В столовой (а именно столики с алюминиевыми приборами открываются взору зрителя в начале спектакля) психов пичкают баландой и опять же политической прессой. Вову при первом его появлении сопровождает на авансцену самый настоящий почетный караул в кремлевско-курсантском облачении и с винтовками, виртуозно тянувший носок при идеальных высоких шагах.

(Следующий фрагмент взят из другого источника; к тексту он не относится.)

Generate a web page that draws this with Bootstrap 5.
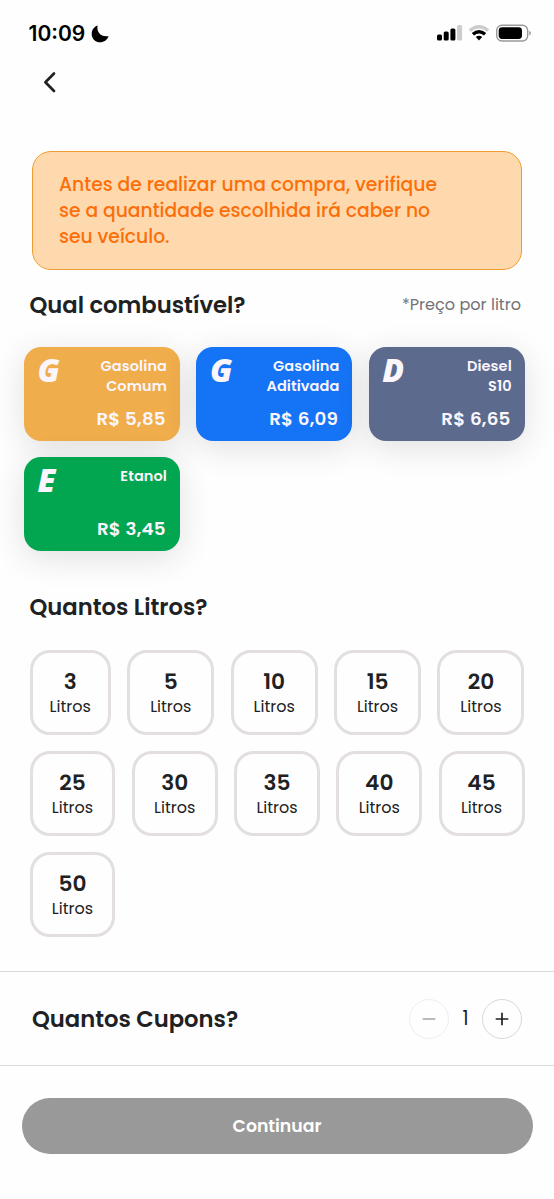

Еще один персонаж - Сторож дурдома - не только выполняет функции местного 'начальства', но и дирижеру милицейским свистком указывает, то где играть, то где остановиться. Сюжет оперы разворачивается неторопливо, увязая во множестве режиссерских подробностей и не давая зрителю сконцентрироваться на тексте, который, неимоверно изнуряя голос, доносят солисты. За пышнотелой Женой всюду следуют два ангела - черный и белый, а также в имидже некоего официанта писатель Марсель Пруст.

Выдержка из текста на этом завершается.